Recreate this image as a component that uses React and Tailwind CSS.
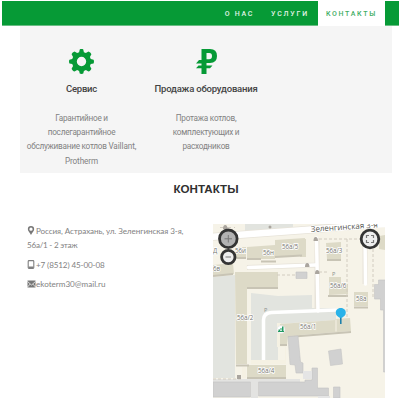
import React from "react";

const navItem = "flex items-center justify-center whitespace-nowrap pt-[2px] text-[7px] font-medium font-['Roboto','Liberation_Sans',sans-serif]";

function Gear() {
  return (
    <svg viewBox="0 0 24 24" className="h-[25px] w-[25px]" fill="#069a36">
      <path fillRule="evenodd" d="M9.700 3 10.300.4c.6-.5 2.800-.5 3.400 0l.6 2.600 1.900.8 2.500-1.500c1 .2 2.600 1.700 2.800 2.800l-1.400 2.500.8 1.900 2.700.7c.5.7.5 2.900 0 3.600l-2.700.7-.8 1.900 1.400 2.500c-.2 1-1.800 2.600-2.800 2.800l-2.500-1.500-1.900.8-.6 2.600c-.6.5-2.800.5-3.400 0L9.700 21l-1.900-.8-2.500 1.500c-1-.2-2.600-1.800-2.800-2.800l1.400-2.500-.8-1.900-2.700-.7c-.5-.7-.5-2.900 0-3.600L3.100 9.500l.8-1.900L2.500 5.100c.2-1.100 1.800-2.600 2.800-2.800l2.500 1.500zM12 7.500a4.500 4.500 0 1 0 0 9 4.500 4.500 0 0 0 0-9z" />
    </svg>
  );
}

function Ruble() {
  return (
    <svg viewBox="0 0 21 25" className="h-[25px] w-[21px]" fill="#069a36">
      <path fillRule="evenodd" d="M5.500 0H14Q21 0 21 7T14 14H10.500V16.500H16.500L14 19.300H10.500V25H5.500V19.300H0L2.500 16.500H5.500V14.500H0L3 11H5.500ZM10.500 4V10.200H13Q16 10.200 16 7T13 4Z" />
    </svg>
  );
}

function Pin() {
  return (
    <svg viewBox="0 0 8 10" className="mb-px h-[9px] w-2" fill="#777">
      <path fillRule="evenodd" d="M4 0a3.500 3.500 0 0 1 3.500 3.600C7.500 6 5 7.500 4 10 3 7.500.5 6 .5 3.600A3.500 3.500 0 0 1 4 0zm0 1.800a1.800 1.800 0 1 0 0 3.600 1.800 1.800 0 0 0 0-3.600z" />
    </svg>
  );
}

function Phone() {
  return (
    <svg viewBox="0 0 8 9" className="mb-px h-[9px] w-2">
      <path d="M2 .6h4q.8 0 .8.8v6.200q0 .8-.8.8H2q-.8 0-.8-.8V1.400Q1.200.6 2 .6z" fill="none" stroke="#808080" strokeWidth="1.100" />
      <path d="M1.500 6.500h5v1.700h-5z" fill="#808080" />
    </svg>
  );
}

function Mail() {
  return (
    <svg viewBox="0 0 9 8" className="mb-px h-[8px] w-[9px]">
      <path d="M.5.5h8v7h-8z" fill="#777" />
      <path d="M.5 1.500 4.500 5l4-3.500M.5 7l2.700-3M8.500 7 5.800 4" fill="none" stroke="#fff" strokeWidth=".7" />
    </svg>
  );
}

const buildings = [
  [[235, 247], [246, 247], [246, 257], [235, 258]],
  [[247, 247], [275, 245], [275, 259], [261, 259], [247, 258]],
  [[275, 240], [305, 238], [305, 255], [275, 257]],
  [[213, 265], [233, 263], [234, 274], [213, 276]],
  [[235, 272], [278, 272], [278, 287], [247, 287], [247, 364], [236, 364]],
  [[247, 365], [286, 365], [286, 377], [247, 377]],
  [[326, 243], [341, 242], [341, 259], [327, 259]],
  [[329, 277], [341, 277], [341, 283], [348, 284], [348, 294], [329, 295]],
  [[354, 292], [368, 292], [368, 306], [354, 306]],
  [[280, 324], [335, 320], [335, 319], [350, 318], [351, 331], [300, 335], [288, 336], [287, 344], [280, 344]],
  [[379, 236], [385, 235], [385, 250], [379, 249]],
];

const labels = [
  [213, 253, "Д"], [235, 253, "56и"], [263, 255, "56н"], [282, 249, "56а/5"],
  [213, 271, "6в"], [326, 253, "56а/3"], [330, 288, "56а/6"], [356, 301, "58а"],
  [237, 320, "56а/2"], [300, 329, "56а/1"], [258, 373, "56а/4"],
];

function Map() {
  return (
    <svg viewBox="213 224 172 174" className="mt-[27px] h-[174px] w-[172px] shrink-0">
      <path fill="#f6f3e8" d="M213 224h172v174H213z" />
      <g fill="#e2e4df">
        <path d="M245 224h48v4l-48 3zM213 277l22-2v103h-22z" />
        <path d="M251 293l27 3 34-1v13h24v12l-58 4v40h-27z" />
      </g>
      <g fill="none" stroke="#e7e3d9">
        <path strokeWidth="8" d="M210 237 305 230 385 223" />
        <path strokeWidth="5" d="M247 267.500 315 265M317 238v73M365 236v48" />
      </g>
      <g fill="none" stroke="#fff" strokeLinecap="round">
        <path strokeWidth="6.500" d="M210 237 305 230 385 224" />
        <path strokeWidth="3.500" d="M248.500 267.500 315 265M316.500 238l1.500 73M365 236l.5 48" />
        <path strokeWidth="3.500" d="M263.500 360v-40q0-7 8-7.500l64-2.500" />
      </g>
      <path d="M279 323v22h8v17h-36M244 367v11" fill="none" stroke="#f5f1e3" strokeWidth="4" />
      <path d="M286 344h14v34h-14z" fill="#f6f3e8" />
      <g fill="#dddac7">
        {buildings.map((b, i) => <path key={i} d={"M" + b.map((p) => p.join(" ")).join("L") + "z"} />)}
        <path d="M300 239h6v18h-6z" />
      </g>
      <g fill="none" stroke="#c8c4b5" strokeWidth="2">
        <path d="M236 258h10M247 259h14M261 261.500h15M275 257l27-1.500M213 276l20-2M247 288h31M236 365.500h13M247 378h39M327 260h14M328 296h20M354 307.500h14M280 345h7M288 337l63-5" />
      </g>
      <path d="M336 319.500v12" stroke="#eeeadc" strokeWidth="1.500" />
      <path d="M213 379h87v3h-42v16h-7v-16h-38z" fill="#e3e3e1" />
      <g fill="#d1d1d1" stroke="#c4c4c4" strokeWidth=".6">
        <path d="M213 382h37.500v15H213zM258.500 382H305v-2h7v-12h5.500v20h11v8h-70zM288 336.500l10-.5 2.500 26 2.500 1v10h-7l-1-8-5-.5zM296 272h11v6.500h-11zM328.500 351l12.500-2 1.500 15-12 1.500zM374.500 284.500h4V280h7v92h-2v-62h-3v-11h-6zM333.500 387h6.500v11h-6.500z" />
      </g>
      <path d="M303 371h9v8h-9zM318 396h12v2h-12z" fill="#e5e5e5" />
      <path d="M213 379h28M347 239v80M319 239h41M319 272h10M373 249v50M277 275h18" fill="none" stroke="#d2ccc0" strokeDasharray="3 2" />
      <path d="M220 227.500h15" fill="none" stroke="#d3cdc3" strokeDasharray="4 3" />
      <g fill="#aaa59e">
        <path d="M223 229q0-4 2.200-4t2.300 4zM313.500 241q0-4 2.200-4t2.300 4zM305 267q0-4 2.200-4t2.300 4zM315 274q0-4 2.200-4t2.300 4z" />
        <circle cx="270" cy="227" r="1.500" /><path d="M237 375h4v4h-4z" />
      </g>
      <g fill="#8e938f" fontSize="5.500" fontFamily="'Noto Sans', sans-serif">
        <text x="332" y="276">P</text><text x="264" y="312">P</text>
      </g>
      <g fill="#74746d" stroke="#fff" strokeWidth="1.500" paintOrder="stroke" fontSize="6.200" fontFamily="'Open Sans','Noto Sans',sans-serif">
        {labels.map(([x, y, text]) => <text key={text} x={x} y={y}>{text}</text>)}
        <text x="311" y="232" transform="rotate(-4 311 232)" fontSize="8" textLength="67" lengthAdjust="spacingAndGlyphs" fill="#55554f">Зеленгинская 3-я</text>
      </g>
      <circle cx="281" cy="329.500" r="4" fill="#fff" stroke="#ddd" strokeWidth=".5" />
      <path d="M278.500 331v-1.500h1.500v1.500zm2-.5v-2.500h1v2.500zm1.500.5v-4.500h1.500v4.500zM278 331h6v1h-6z" fill="#249b64" />
      <g fill="#eee" stroke="#343434" strokeWidth="2.800">
        <circle cx="228.300" cy="257" r="6.700" />
        <circle cx="228.300" cy="238.800" r="8.800" fill="#b2b2b2" />
        <circle cx="370" cy="239" r="8.800" />
      </g>
      <path d="M224.500 238.800h7.500M228.300 235v7.500M225.500 257h5.500" stroke="#777" />
      <path d="M366.500 238v-2.500h2.500m2 0h2.500v2.500m0 2v2.500H371m-2 0h-2.500V240" fill="none" stroke="#777" strokeWidth="1.200" />
      <path d="M340.800 316v8" stroke="#147ba9" strokeWidth="1.500" />
      <path d="M335.800 312.500c0-6 10-6 10 0 0 3-2 4-3.800 5.300h-2.400c-1.900-1.300-3.800-2.300-3.800-5.300z" fill="#29b2e9" />
    </svg>
  );
}

export default function App() {
  return (
    <div className="h-[400px] w-[400px] overflow-hidden bg-white pt-px text-[#828282]">
      <nav className="ml-[2px] flex h-[25px] w-[397px] justify-end border-b border-[#69bd83] bg-[#069a36] pr-[14px] text-[#e2f4e7]">
        <div className={navItem + " w-[45px] tracking-[1.7px]"}>О НАС</div>
        <div className={navItem + " w-[56px] tracking-[1.8px]"}>УСЛУГИ</div>
        <div className={navItem + " h-[25px] w-[67px] bg-white tracking-[1.7px] text-[#3fad63]"}>КОНТАКТЫ</div>
      </nav>
      <section className="ml-5 flex h-[147px] w-[372px] bg-[#f5f5f5] text-center font-['Roboto','Liberation_Sans',sans-serif]">
        <article className="flex w-[123px] flex-col items-center pt-[23px]">
          <Gear />
          <h3 className="mt-[7px] whitespace-nowrap text-[9.500px] font-medium leading-4 tracking-[-0.2px] text-[#444]">Сервис</h3>
          <p className="mt-[14px] whitespace-nowrap text-[8.200px] leading-[14.200px] tracking-[-0.25px]">Гарантийное и<br />послегарантийное<br />обслуживание котлов <span className="tracking-[-0.1px]">Vaillant,<br />Protherm</span></p>
        </article>
        <article className="flex w-[126px] flex-col items-center pt-[23px]">
          <Ruble />
          <h3 className="mt-[7px] whitespace-nowrap text-[9.500px] font-medium leading-4 tracking-[-0.2px] text-[#444]">Продажа оборудования</h3>
          <p className="mt-[14px] whitespace-nowrap text-[8.200px] leading-[14.200px] tracking-[-0.25px]">Протажа котлов,<br />комплектующих и<br />расходников</p>
        </article>
      </section>
      <h2 className="ml-5 mt-2 h-4 w-[372px] text-center font-['Liberation_Sans',sans-serif] text-[11.600px] font-bold leading-4 text-[#303030]">КОНТАКТЫ</h2>
      <section className="ml-[27px] flex">
        <address className="w-[186px] whitespace-nowrap pt-[27px] font-['Lato','Liberation_Sans',sans-serif] text-[8.100px] not-italic leading-[14.300px]">
          <div className="flex items-center gap-px tracking-[-0.09px]"><Pin />Россия, Астрахань, ул. Зеленгинская 3-я,</div>
          <div className="tracking-[-0.25px]">56а/1 - 2 этаж</div>
          <div className="mt-[5px] flex items-center gap-px tracking-[-0.12px]"><Phone />+7 (8512) 45-00-08</div>
          <div className="mt-[5px] flex items-center"><Mail />ekoterm30@mail.ru</div>
        </address>
        <Map />
      </section>
    </div>
  );
}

- The problem
Show all lines from the data above in which the word "React" appears.

- The result
Recreate this image as a component that uses React and Tailwind CSS.
import React from "react";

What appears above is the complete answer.